(GIVEN REQUEST): Identify each line in the records below that contains the word "screenshot", and copy it.

(MATERIAL SHOWN):
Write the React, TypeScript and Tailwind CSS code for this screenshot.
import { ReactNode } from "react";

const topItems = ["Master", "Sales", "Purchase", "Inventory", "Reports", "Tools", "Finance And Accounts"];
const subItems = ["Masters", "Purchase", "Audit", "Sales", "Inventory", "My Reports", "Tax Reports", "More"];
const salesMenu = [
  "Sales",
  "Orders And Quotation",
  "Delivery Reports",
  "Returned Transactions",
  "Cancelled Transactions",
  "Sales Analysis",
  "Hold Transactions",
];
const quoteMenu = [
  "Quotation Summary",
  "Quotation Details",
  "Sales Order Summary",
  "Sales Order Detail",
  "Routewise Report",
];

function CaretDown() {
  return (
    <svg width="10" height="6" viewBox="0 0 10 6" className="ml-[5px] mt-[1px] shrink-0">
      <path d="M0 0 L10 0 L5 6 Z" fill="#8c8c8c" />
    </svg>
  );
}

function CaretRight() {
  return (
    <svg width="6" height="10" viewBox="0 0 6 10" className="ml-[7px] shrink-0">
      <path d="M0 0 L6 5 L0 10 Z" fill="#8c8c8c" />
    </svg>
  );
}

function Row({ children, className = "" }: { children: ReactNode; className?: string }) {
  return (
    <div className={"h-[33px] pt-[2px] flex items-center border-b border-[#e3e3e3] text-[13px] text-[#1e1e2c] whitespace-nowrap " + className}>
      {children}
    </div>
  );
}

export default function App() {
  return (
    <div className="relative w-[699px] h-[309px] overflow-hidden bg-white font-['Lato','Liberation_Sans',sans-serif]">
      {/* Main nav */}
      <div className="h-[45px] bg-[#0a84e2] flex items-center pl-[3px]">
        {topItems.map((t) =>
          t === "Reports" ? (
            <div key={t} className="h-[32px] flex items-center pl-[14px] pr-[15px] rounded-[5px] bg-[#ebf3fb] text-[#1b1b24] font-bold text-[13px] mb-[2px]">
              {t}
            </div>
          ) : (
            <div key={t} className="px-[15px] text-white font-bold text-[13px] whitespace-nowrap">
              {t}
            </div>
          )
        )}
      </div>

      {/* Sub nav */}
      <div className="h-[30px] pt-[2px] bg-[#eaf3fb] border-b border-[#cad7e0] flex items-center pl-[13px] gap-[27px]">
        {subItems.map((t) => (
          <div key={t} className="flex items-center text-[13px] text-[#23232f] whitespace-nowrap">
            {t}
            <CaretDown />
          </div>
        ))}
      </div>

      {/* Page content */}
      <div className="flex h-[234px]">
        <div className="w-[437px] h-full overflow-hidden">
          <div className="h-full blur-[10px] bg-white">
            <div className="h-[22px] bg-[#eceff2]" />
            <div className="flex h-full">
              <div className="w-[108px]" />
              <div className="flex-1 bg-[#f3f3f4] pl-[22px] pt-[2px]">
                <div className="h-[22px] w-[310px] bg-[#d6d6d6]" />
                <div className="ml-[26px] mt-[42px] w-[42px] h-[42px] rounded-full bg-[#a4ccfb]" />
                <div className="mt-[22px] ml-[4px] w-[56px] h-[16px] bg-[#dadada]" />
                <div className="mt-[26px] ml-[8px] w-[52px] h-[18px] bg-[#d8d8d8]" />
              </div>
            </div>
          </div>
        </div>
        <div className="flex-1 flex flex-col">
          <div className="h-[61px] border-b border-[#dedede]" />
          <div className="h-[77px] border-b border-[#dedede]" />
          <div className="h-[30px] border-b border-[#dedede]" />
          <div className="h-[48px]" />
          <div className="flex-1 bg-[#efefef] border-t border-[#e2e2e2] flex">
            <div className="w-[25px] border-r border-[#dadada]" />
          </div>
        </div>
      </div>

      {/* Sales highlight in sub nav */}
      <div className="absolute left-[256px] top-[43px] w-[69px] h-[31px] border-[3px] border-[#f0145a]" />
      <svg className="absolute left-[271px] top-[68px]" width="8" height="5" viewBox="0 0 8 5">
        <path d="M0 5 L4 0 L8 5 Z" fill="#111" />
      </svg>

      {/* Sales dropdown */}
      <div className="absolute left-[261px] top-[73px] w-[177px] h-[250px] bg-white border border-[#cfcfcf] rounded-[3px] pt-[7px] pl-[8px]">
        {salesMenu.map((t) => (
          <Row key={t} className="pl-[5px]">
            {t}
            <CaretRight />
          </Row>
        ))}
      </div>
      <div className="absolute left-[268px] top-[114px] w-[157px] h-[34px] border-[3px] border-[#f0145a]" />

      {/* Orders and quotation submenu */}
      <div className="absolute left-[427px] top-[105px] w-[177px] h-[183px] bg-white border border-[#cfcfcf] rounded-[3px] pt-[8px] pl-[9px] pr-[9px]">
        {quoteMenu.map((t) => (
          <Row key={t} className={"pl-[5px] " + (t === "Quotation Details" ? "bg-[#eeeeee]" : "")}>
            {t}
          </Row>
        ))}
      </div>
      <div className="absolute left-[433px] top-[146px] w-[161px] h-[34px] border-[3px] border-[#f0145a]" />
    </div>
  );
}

...

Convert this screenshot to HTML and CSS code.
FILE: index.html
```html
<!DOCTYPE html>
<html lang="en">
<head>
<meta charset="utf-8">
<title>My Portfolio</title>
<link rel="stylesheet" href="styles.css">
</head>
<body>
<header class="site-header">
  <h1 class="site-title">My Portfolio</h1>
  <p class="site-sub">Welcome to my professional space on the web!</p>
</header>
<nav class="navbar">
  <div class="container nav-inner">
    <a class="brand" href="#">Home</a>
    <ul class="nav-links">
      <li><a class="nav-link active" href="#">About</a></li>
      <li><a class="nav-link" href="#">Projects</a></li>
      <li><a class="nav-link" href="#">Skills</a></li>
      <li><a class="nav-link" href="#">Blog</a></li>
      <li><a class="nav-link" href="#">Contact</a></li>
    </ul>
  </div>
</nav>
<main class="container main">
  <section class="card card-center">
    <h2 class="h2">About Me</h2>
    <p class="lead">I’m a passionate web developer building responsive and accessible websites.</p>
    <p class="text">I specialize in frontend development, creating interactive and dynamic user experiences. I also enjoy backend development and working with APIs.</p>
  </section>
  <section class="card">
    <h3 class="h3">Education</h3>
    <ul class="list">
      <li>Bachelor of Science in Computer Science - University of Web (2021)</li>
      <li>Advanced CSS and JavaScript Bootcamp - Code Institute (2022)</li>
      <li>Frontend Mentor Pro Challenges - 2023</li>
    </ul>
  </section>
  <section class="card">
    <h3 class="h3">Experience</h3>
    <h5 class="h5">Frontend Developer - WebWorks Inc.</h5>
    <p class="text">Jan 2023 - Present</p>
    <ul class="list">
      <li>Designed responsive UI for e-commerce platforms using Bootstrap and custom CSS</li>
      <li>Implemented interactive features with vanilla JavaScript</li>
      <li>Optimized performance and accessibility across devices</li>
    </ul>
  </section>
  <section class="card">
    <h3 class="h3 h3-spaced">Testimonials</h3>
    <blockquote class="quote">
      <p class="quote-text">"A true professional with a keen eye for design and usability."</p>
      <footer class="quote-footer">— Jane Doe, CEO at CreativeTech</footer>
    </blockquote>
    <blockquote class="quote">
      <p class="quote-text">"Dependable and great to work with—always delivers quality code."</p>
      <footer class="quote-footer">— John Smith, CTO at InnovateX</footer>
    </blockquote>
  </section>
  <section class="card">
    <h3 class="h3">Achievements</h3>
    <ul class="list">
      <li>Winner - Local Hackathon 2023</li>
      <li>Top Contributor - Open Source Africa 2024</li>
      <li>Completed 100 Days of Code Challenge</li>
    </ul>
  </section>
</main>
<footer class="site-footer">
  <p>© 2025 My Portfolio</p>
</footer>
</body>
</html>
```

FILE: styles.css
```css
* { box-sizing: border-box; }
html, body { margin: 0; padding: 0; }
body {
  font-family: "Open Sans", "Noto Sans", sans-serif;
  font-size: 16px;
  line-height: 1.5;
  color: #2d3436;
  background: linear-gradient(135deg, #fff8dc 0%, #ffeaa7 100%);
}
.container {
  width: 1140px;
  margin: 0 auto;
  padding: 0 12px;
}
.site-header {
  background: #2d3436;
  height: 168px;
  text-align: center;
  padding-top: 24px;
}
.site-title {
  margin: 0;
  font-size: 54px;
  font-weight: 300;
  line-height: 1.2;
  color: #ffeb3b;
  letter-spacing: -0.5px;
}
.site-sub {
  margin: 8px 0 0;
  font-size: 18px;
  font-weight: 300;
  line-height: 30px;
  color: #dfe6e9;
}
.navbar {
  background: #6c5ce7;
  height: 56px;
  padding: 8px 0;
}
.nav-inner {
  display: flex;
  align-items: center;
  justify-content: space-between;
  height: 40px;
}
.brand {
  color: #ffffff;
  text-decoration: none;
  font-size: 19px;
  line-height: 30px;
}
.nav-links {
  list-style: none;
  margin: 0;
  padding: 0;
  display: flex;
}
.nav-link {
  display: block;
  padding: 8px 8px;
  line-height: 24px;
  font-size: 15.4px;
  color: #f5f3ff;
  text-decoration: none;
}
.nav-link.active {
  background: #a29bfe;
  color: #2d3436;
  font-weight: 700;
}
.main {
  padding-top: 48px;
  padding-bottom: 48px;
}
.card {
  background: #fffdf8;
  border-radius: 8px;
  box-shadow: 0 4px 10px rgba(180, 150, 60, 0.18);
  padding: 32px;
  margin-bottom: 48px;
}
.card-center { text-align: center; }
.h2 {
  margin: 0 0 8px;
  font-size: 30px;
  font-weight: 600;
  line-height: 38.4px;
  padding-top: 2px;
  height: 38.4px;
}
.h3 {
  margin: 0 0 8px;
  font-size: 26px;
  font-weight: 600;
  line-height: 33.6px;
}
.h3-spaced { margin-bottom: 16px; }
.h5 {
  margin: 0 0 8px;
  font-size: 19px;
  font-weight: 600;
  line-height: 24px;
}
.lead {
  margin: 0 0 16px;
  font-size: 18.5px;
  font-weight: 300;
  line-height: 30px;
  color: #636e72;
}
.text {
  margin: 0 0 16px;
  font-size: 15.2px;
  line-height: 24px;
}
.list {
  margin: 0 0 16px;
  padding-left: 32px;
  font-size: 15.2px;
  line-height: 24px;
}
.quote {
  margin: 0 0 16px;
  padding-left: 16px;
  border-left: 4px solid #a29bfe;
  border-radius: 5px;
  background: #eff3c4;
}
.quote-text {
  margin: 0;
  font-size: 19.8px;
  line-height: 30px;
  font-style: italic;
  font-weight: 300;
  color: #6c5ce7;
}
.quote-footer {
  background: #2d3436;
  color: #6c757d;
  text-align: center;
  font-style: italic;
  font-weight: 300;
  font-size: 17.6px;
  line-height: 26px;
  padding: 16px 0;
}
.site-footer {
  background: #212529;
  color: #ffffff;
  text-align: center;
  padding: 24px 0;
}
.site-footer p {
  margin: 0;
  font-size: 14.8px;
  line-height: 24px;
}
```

(COMPLETE OUTPUT):
Write the React, TypeScript and Tailwind CSS code for this screenshot.
Convert this screenshot to HTML and CSS code.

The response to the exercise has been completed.